By Tom Poland, A Southern Writer
TomPoland.net
Photo: The ash door to the smokehouse in Historic Brattonsville.
To some, the smokehouse remains a symbol of the impoverished, rural South. Not me. I see it as a rustic savior, and I thank the late Harry Crews for my column’s title. I recalled what Harry wrote when I re-read for the 100th time a letter my Granddad Walker wrote to his local paper in 1978.
Granddad recalled his grandmother’s Civil War story about keeping what was yours.
“Once when the Yankees came through, her father sent her brother deep into woods with all their horses, including the stallion to keep him from whinnying to give away their whereabouts. Her father would hide his meat and lard in the branch to keep the Yankees from finding it. He would dam up the branch, bury the meat and lard below the dam with dirt and brush over it, then break the dam and let it cover the meat.
“He left one ham in the meathouse on purpose and when the Yankees came, they were heard to say, ‘This poor devil has just one ham. We won’t take his’. There were all the hams and meat, lard of 25 to 30 hogs buried in the branch.”
Meathouse and smokehouses are similar and I won’t waste space here detailing the difference. What I most remember is that sweet smell. Whenever I was visiting my grandparents and their smokehouse was open, I stuck my head inside. Harry Crews was right as rain. From it “came the sweetest smoke a man was ever to smell,” and on those momentous occasions when I sat down to smoke-cured ham, biscuits and honey, and grits and gravy, the fragrance of that smokehouse came to me stronger than ever.
In my back-road excursions I see fewer smokehouses. Like tenant homes and old country stores they fade from the Southern landscape. I have seen the common man’s smokehouses along dirt roads and I have seen an aristocrat’s smokehouse sporting a cupola that looked more like a pool house for the Great Gatsby. I have been in a smokehouse in Brattonsville where hams lay in drifts of salt. Melting snow came to mind.
Today’s cellular phone generations will never know the aroma of smoke-cured meat and I wager they’ll never set foot into a smokehouse. I suspect the sight of hams and hogs hanging from a beam would traumatize them.

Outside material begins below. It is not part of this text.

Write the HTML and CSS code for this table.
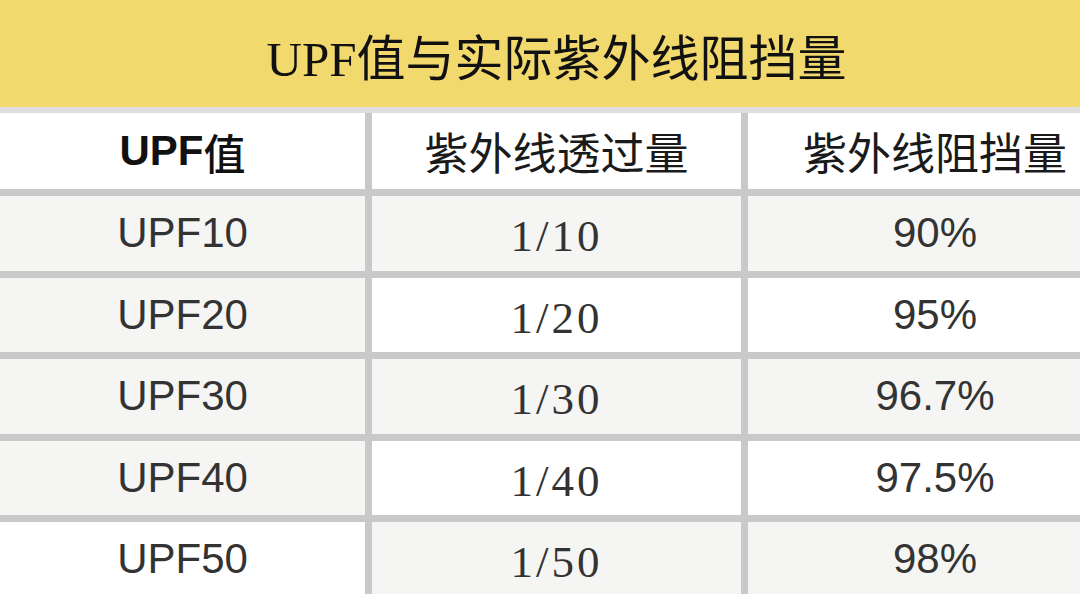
FILE: index.html
```html
<!DOCTYPE html>
<html lang="zh-CN">
<head>
<meta charset="utf-8">
<title>UPF值与实际紫外线阻挡量</title>
<link rel="stylesheet" href="styles.css">
</head>
<body>
<div class="page">
  <div class="title">UPF值与实际紫外线阻挡量</div>
  <div class="table">
    <div class="cell head head-bold">UPF<span class="cjk">值</span></div>
    <div class="cell head">紫外线透过量</div>
    <div class="cell head">紫外线阻挡量</div>

    <div class="cell sans shade">UPF10</div>
    <div class="cell serif shade">1/10</div>
    <div class="cell sans shade">90%</div>

    <div class="cell sans shade">UPF20</div>
    <div class="cell serif">1/20</div>
    <div class="cell sans">95%</div>

    <div class="cell sans shade">UPF30</div>
    <div class="cell serif shade">1/30</div>
    <div class="cell sans shade">96.7%</div>

    <div class="cell sans shade">UPF40</div>
    <div class="cell serif">1/40</div>
    <div class="cell sans">97.5%</div>

    <div class="cell sans">UPF50</div>
    <div class="cell serif shade">1/50</div>
    <div class="cell sans shade">98%</div>
  </div>
</div>
</body>
</html>
```

FILE: styles.css
```css
html, body {
  margin: 0;
  padding: 0;
  background: #ffffff;
  overflow: hidden;
}

.page {
  width: 1122px;
  height: 594px;
  overflow: hidden;
}

.title {
  height: 113px;
  box-sizing: border-box;
  background: #f2d96e;
  border-bottom: 6px solid #dedede;
  display: flex;
  align-items: center;
  justify-content: center;
  padding-top: 2px;
  padding-right: 9px;
  font-family: "Liberation Serif", "Noto Sans CJK SC", serif;
  font-size: 49px;
  font-weight: normal;
  color: #111111;
}

.table {
  display: grid;
  grid-template-columns: 365px 369px 374px;
  grid-template-rows: 76px repeat(5, 74.5px);
  column-gap: 7px;
  row-gap: 7px;
  background: #c9c9c9;
}

.cell {
  background: #ffffff;
  display: flex;
  align-items: center;
  justify-content: center;
  color: #333333;
}

.cell.shade {
  background: #f5f5f3;
}

.head {
  font-family: "Noto Sans CJK SC", sans-serif;
  font-size: 44px;
  color: #1a1a1a;
}

.head-bold {
  font-family: "Liberation Sans", "Noto Sans CJK SC", sans-serif;
  font-weight: bold;
  font-size: 42px;
  color: #111111;
}

.head-bold .cjk {
  font-family: "Noto Sans CJK SC", sans-serif;
  font-weight: 500;
}

.sans {
  font-family: "Liberation Sans", Arial, sans-serif;
  font-size: 42px;
}

.serif {
  font-family: "Liberation Serif", serif;
  font-size: 45px;
  letter-spacing: 3px;
  padding-top: 6px;
}
```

I’d be lying if I didn’t confess that the sight of cured flesh gave me apprehensions, but sometimes appetite gets the best of sensitivities.
Granddad Walker’s smokehouse sat just beyond his hand-dug well. It was a dark, sweet-smelling place. A crab apple tree stood to the right of the smokehouse and far to the right of it, the outhouse, the first one I used. The smokehouse was dark in appearance, inside and out, and the fragrances seeping from it fired up ham biscuit cravings. Shafts of light slanted from the roof and motes of dust sparkled like stars in the night sky as constellations of hams hung in the darkness.
Why do I write about old things and old ways long gone? Because the same thing will happen to us. Folks buy meat packaged in foam trays wrapped in plastic. And that’s not going away. Folks will continue to rely on others more than ever. So I keep searching for a place that represents the times my great grandparents knew. They may have seemed poor, but they were independent and could weather a storm like the Great Depression. Could we?
Someday I hope to discover an old home place with a barn, an outhouse, a hand-dug well, and a smokehouse. A stone fireplace and chimney sound good too. A stack of red-yellow sour-smelling firewood would be pretty to see. Life’s necessities all taken care of in a simple way. No need for electricity. If I find such a place, I expect to see an old country store down the road a ways, one with a vintage gas pump, a bench for whittlers and bull-shooting men, and vintage signs you see on the walls of Cracker Barrels.
It was good enough for them but not us. Well, that’s progress, isn’t it. Still, a price just might be paid down the road.